En fait, Sir Thomas Francis WADE et le Père Séraphin COUVREUR ont cherché tous deux à unifier les nombreuses transcriptions qui existaient dans les écrits qui les avaient précédés.
Dès que nous nous penchons sur l’Histoire, le moindre élément devient intéressant, le moindre indice nous ouvre des portes insoupçonnées. C’est cela que j’aimerais transmettre, l’envie d’apprendre, de découvrir et de comprendre !
Quelques cartes de Taïwan pour comprendre les différents noms donnés à cette île par les Occidentaux
Permettez-moi cet anachronisme en vous présentant une carte de Taïwan de 1881 et de comparer les graphies déjà rencontrées – Taoyan et Taywan – dans le dictionnaire datant de 1759 cité plus haut.

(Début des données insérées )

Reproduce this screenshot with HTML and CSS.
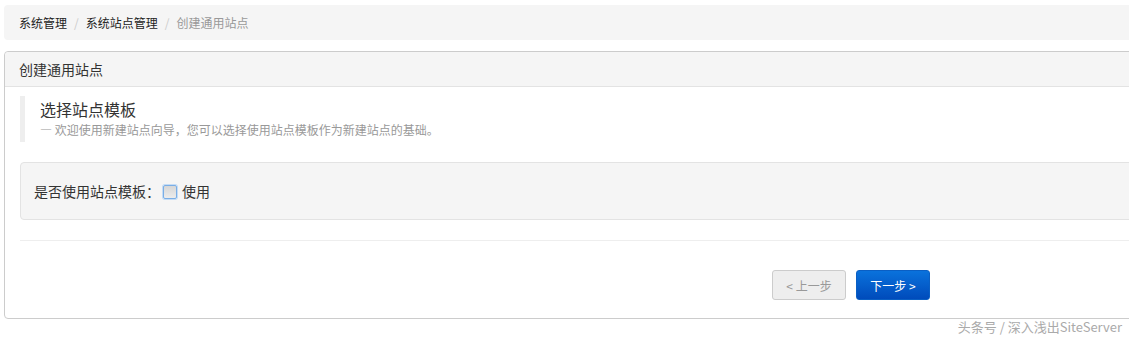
FILE: index.html
```html
<!DOCTYPE html>
<html lang="zh-CN">
<head>
    <meta charset="UTF-8">
    <title>创建通用站点</title>
    <link rel="stylesheet" href="styles.css">
</head>
<body>

<div class="page">
    <ul class="breadcrumb">
        <li><a href="#">系统管理</a></li>
        <li class="sep">/</li>
        <li><a href="#">系统站点管理</a></li>
        <li class="sep">/</li>
        <li class="active">创建通用站点</li>
    </ul>

    <div class="panel">
        <div class="panel-heading">创建通用站点</div>
        <div class="panel-body">
            <blockquote class="intro">
                <p class="intro-title">选择站点模板</p>
                <small>— 欢迎使用新建站点向导，您可以选择使用站点模板作为新建站点的基础。</small>
            </blockquote>

            <div class="well">
                <label>是否使用站点模板：</label>
                <span class="check"></span>
                <span>使用</span>
            </div>

            <hr>

            <div class="actions">
                <button type="button" class="btn btn-default">&lt; 上一步</button>
                <button type="button" class="btn btn-primary">下一步 &gt;</button>
            </div>
        </div>
    </div>
</div>

<div class="watermark">头条号 / 深入浅出SiteServer</div>

</body>
</html>
```

FILE: styles.css
```css
body {
    margin: 0;
    padding: 5px 0 0 4px;
    font-family: "Noto Sans CJK SC", "Liberation Sans", sans-serif;
    font-size: 12px;
    color: #333;
    background-color: #fff;
    overflow: hidden;
}
.page {
    width: 1160px;
}
.breadcrumb {
    list-style: none;
    margin: 0 0 11px 0;
    padding: 0 15px;
    height: 35px;
    display: flex;
    align-items: center;
    gap: 7px;
    background-color: #f5f5f5;
    border-radius: 4px;
}
.breadcrumb a {
    color: #222;
    text-decoration: none;
}
.breadcrumb .sep {
    color: #ccc;
}
.breadcrumb .active {
    color: #999;
}
.panel {
    border: 1px solid #ccc;
    border-radius: 4px;
}
.panel-heading {
    height: 34px;
    line-height: 34px;
    padding: 0 14px;
    font-size: 14px;
    color: #333;
    background-color: #f5f5f5;
    border-bottom: 1px solid #e3e3e3;
    border-radius: 4px 4px 0 0;
}
.panel-body {
    padding: 9px 0 18px 15px;
}
.intro {
    margin: 0;
    padding: 2px 0 2px 15px;
    border-left: 5px solid #eee;
}
.intro-title {
    margin: 0;
    font-size: 16px;
    line-height: 22px;
    color: #333;
}
.intro small {
    display: block;
    font-size: 12px;
    line-height: 20px;
    color: #999;
}
.well {
    margin-top: 20px;
    padding: 18px 13px;
    display: flex;
    align-items: center;
    font-size: 14px;
    line-height: 20px;
    color: #333;
    background-color: #f5f5f5;
    border: 1px solid #e3e3e3;
    border-radius: 4px;
}
.check {
    width: 12px;
    height: 12px;
    margin: 2px 5px 0 3px;
    border: 1px solid #7aaee6;
    border-radius: 2px;
    background: linear-gradient(#d6d6d6, #ececec);
    box-shadow: 0 0 0 1px #c4dcf6;
}
hr {
    margin: 20px 0 29px 0;
    border: 0;
    border-top: 1px solid #eee;
}
.actions {
    display: flex;
    gap: 10px;
    padding-left: 752px;
}
.btn {
    width: 74px;
    height: 30px;
    font-family: inherit;
    font-size: 12px;
    border-radius: 3px;
    cursor: pointer;
}
.btn-default {
    color: #999;
    background-color: #eee;
    border: 1px solid #ccc;
}
.btn-primary {
    color: #fff;
    background: linear-gradient(#0a72dc, #004bbb);
    border: 1px solid #0a5fc4;
}
.watermark {
    position: absolute;
    right: 7px;
    bottom: 4px;
    font-size: 13px;
    color: #aaa;
}
```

Sur cette carte que nous découvrirons plus bas, l’île est nommée “Ile Formose”, il s’agit de l’ancien nom que les Français donnaient à Taïwan. Ce nom était emprunté aux Espagnols qui dénommèrent les premiers l’île du nom de “Formosa” c’est-à-dire “Belle” ! Nous pouvons aussi trouver un autre nom espagnol qui désigne l’île, “Isla Hermosa” qui signifie “Belle Ile”.
Si nous revenons à notre définition tirée du dictionnaire de 1759, nous sommes invités à regarder l’entrée “FORMOSA” . Nous pouvons donc en conclure que “Formosa” était utilisé en Français à la place de “Formose” qui est la francisation de ce terme espagnol.

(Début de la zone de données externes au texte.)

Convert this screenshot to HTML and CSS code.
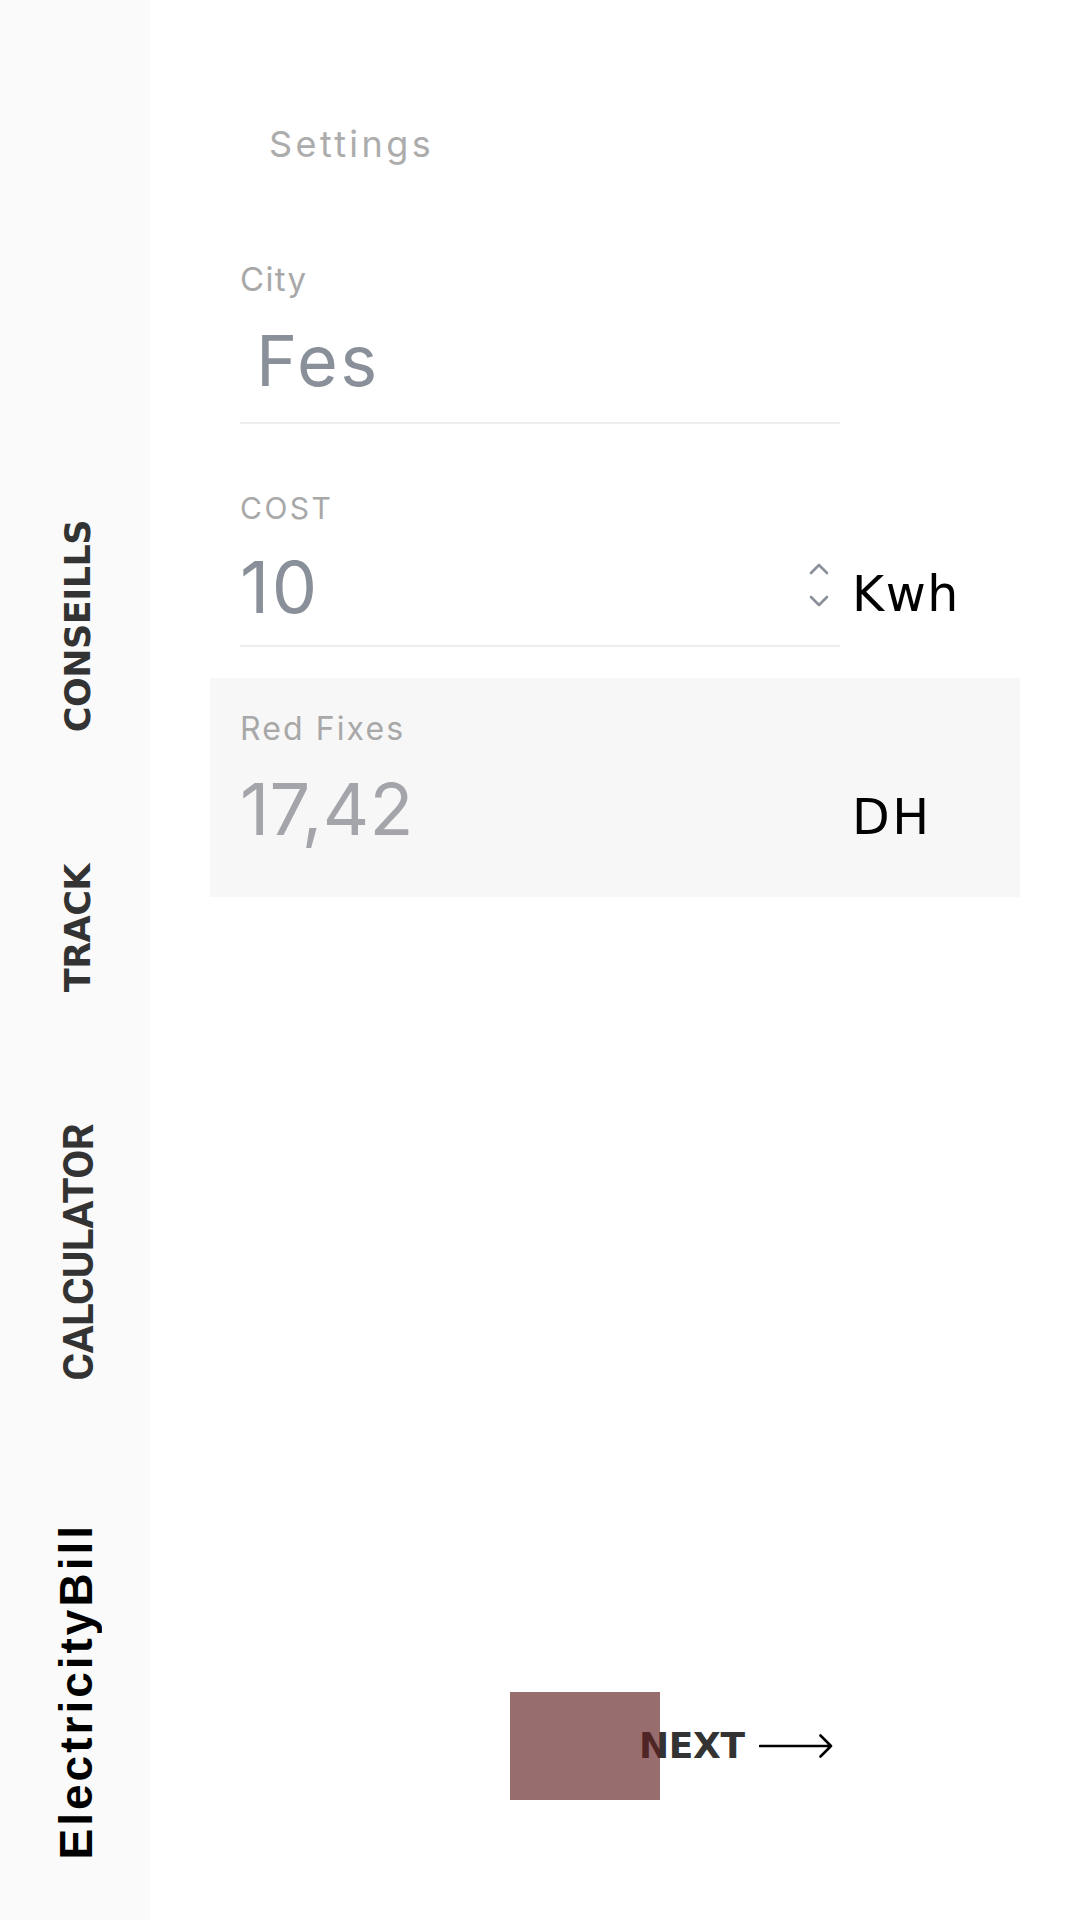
FILE: index.html
```html
<!DOCTYPE html>
<html lang="en">
<head>
<meta charset="utf-8">
<title>ElectricityBill – Settings</title>
<link rel="stylesheet" href="styles.css">
</head>
<body>
<div class="app">
  <nav class="sidebar">
    <div class="slot slot-a"><span class="vt nav">CONSEILLS</span></div>
    <div class="slot slot-b"><span class="vt nav">TRACK</span></div>
    <div class="slot slot-c"><span class="vt calc">CALCULATOR</span></div>
    <div class="slot slot-d"><span class="vt brand">ElectricityBill</span></div>
  </nav>
  <main class="main">
    <h1 class="title">Settings</h1>

    <div class="field city">
      <div class="label label-city">City</div>
      <div class="input input-city"><span class="value">Fes</span></div>
    </div>

    <div class="row cost">
      <div class="field">
        <div class="label label-cost">COST</div>
        <div class="input input-cost">
          <span class="value">10</span>
          <svg class="spinner" width="20" height="46" viewBox="0 0 20 46" aria-hidden="true">
            <polyline points="2,11 10,3 18,11" fill="none" stroke="#8a9099" stroke-width="2.6" stroke-linecap="round" stroke-linejoin="round"/>
            <polyline points="2,35 10,43 18,35" fill="none" stroke="#8a9099" stroke-width="2.6" stroke-linecap="round" stroke-linejoin="round"/>
          </svg>
        </div>
      </div>
      <div class="unit unit-cost">Kwh</div>
    </div>

    <div class="panel">
      <div class="field">
        <div class="label label-panel">Red Fixes</div>
        <div class="value value-panel">17,42</div>
      </div>
      <div class="unit unit-panel">DH</div>
    </div>

    <div class="footer">
      <span class="next">NEXT</span>
      <svg class="arrow" width="74" height="24" viewBox="0 0 74 24" aria-hidden="true">
        <path d="M1 12H72M61.5 1.5L72 12L61.5 22.5" fill="none" stroke="#000" stroke-width="2.6" stroke-linecap="round" stroke-linejoin="round"/>
      </svg>
      <div class="overlay"></div>
    </div>
  </main>
</div>
</body>
</html>
```

FILE: styles.css
```css
html, body {
  margin: 0;
  padding: 0;
  background: #ffffff;
}

body {
  width: 1080px;
  height: 1920px;
  overflow: hidden;
  font-family: Inter, "Noto Sans", sans-serif;
}

.app {
  display: flex;
  width: 1080px;
  height: 1920px;
}

/* ---------- sidebar ---------- */
.sidebar {
  width: 150px;
  flex: 0 0 150px;
  height: 1920px;
  overflow: hidden;
  background: #fafafa;
  display: flex;
  flex-direction: column;
  padding-top: 500px;
  box-sizing: border-box;
}

.slot {
  flex-shrink: 0;
  display: flex;
  flex-direction: column;
  justify-content: center;
  align-items: flex-start;
}

.slot-a { height: 252px; padding-left: 61px; }
.slot-b { height: 352px; padding-left: 61px; }
.slot-c { height: 297px; padding-left: 58px; }
.slot-d { height: 580px; padding-left: 53px; }

.vt {
  writing-mode: vertical-rl;
  text-orientation: sideways;
  transform: rotate(180deg);
  white-space: nowrap;
  line-height: 1;
}

.nav {
  font-family: "DejaVu Sans", Inter, sans-serif;
  font-weight: 700;
  font-size: 35px;
  letter-spacing: -0.5px;
  color: #333333;
}

.calc {
  font-family: Roboto, "Liberation Sans", sans-serif;
  font-weight: 700;
  font-size: 42px;
  letter-spacing: -0.6px;
  color: #333333;
}

.brand {
  font-family: "Liberation Sans", Arial, sans-serif;
  font-weight: 700;
  font-size: 46px;
  letter-spacing: 3px;
  color: #000000;
}

/* ---------- main ---------- */
.main {
  flex: 1;
  padding-left: 60px;
  display: flex;
  flex-direction: column;
  align-items: flex-start;
}

.title {
  margin: 122px 0 0 59px;
  font-size: 36px;
  line-height: 44px;
  font-weight: 400;
  letter-spacing: 3.4px;
  color: #acacac;
}

.field {
  width: 600px;
  display: flex;
  flex-direction: column;
}

.city {
  margin-top: 93px;
  margin-left: 30px;
}

.label {
  font-weight: 400;
  color: #a8a8a8;
}

.label-city {
  font-size: 33px;
  line-height: 40px;
  letter-spacing: 1.3px;
}

.input {
  display: flex;
  align-items: flex-start;
  border-bottom: 2px solid #eeeeee;
}

.input-city {
  margin-top: 22px;
  padding: 0 0 21px 16px;
}

.value {
  font-size: 72px;
  line-height: 80px;
  font-weight: 400;
  color: #8a9099;
}

.input-city .value {
  font-size: 70px;
  letter-spacing: 2.5px;
}

.row {
  display: flex;
  align-items: flex-start;
}

.cost {
  margin-top: 66px;
  margin-left: 30px;
}

.label-cost {
  font-size: 30px;
  line-height: 36px;
  letter-spacing: 2.5px;
}

.input-cost {
  margin-top: 20.5px;
  padding-bottom: 18.5px;
}

.input-cost .value {
  letter-spacing: 2.5px;
}

.spinner {
  margin-left: auto;
  margin-right: 11px;
  margin-top: 15.5px;
}

.unit {
  font-family: "DejaVu Sans", Inter, sans-serif;
  font-size: 49px;
  line-height: 56px;
  font-weight: 400;
  letter-spacing: 1.5px;
  color: #000000;
  margin-left: 12px;
}

.unit-cost {
  margin-top: 76.8px;
}

/* ---------- panel ---------- */
.panel {
  margin-top: 31px;
  width: 810px;
  box-sizing: border-box;
  background: #f7f7f7;
  padding: 31px 0 48px 30px;
  display: flex;
  align-items: flex-start;
}

.label-panel {
  font-size: 32px;
  line-height: 40px;
  letter-spacing: 2.1px;
}

.value-panel {
  margin-top: 19.7px;
  letter-spacing: 0.3px;
  color: #a4a5aa;
}

.unit-panel {
  margin-top: 81px;
  letter-spacing: 2.5px;
}

/* ---------- footer ---------- */
.footer {
  position: relative;
  margin-top: 827.6px;
  margin-left: 429px;
  display: flex;
  align-items: center;
  height: 44px;
}

.next {
  font-family: "DejaVu Sans", Inter, sans-serif;
  font-size: 36px;
  line-height: 44px;
  font-weight: 700;
  letter-spacing: -0.3px;
  color: #333333;
}

.arrow {
  margin-left: 14px;
}

.overlay {
  position: absolute;
  left: -129px;
  top: -32.6px;
  width: 150px;
  height: 108px;
  background: rgba(96, 31, 31, 0.65);
}
```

Dans le tome cinquième du dit dictionnaire nous trouvons la définition suivante à l’entrée “Formosa”.
“FORMOSA, ou BELLE-ISLE, iſle de l’Océan oriental, vers les côtes de Fokien & de Quantung, provinces de la Chine, & au ſeptentrion des iſles Philippines, eſt nommée par les inſulaires, Talieukieu ; par les Chinois Paccande ; les Portugais, Lequeio ; & par les Eſpagnols, Formosa, c’eſt-à-dire, belle, à cauſe de ſa ferilité & de la bonté de ſon terroir. […] ”
Extrait : Le grand dictionnaire historique, ou Le mélange curieux de l’histoire sacrée et profane. Tome 5 – 1759 – Louis MORERI – page 254. Accessible sur gallica.bnf.fr
Nous pouvons constater que ces quelques lignes montrent à quel point des termes désignant un lieu lointain sont source d’inépuisables graphies !
Formose, alias Formosa, peut donc être dénommée Belle-Isle, “Belle-Île” en d’autres termes. Ici, nous nous penchons sur le cas de Taïwan mais j’invite tous les étudiants à s’intéresser aux anciennes graphies de leurs centres d’intérêt car, à l’heure du numérique où beaucoup de documents anciens ont été scannés et traités pour la recherche par mots-clefs, il serait regrettable de passer à côté d’une information importante en négligeant leurs origines étymologiques.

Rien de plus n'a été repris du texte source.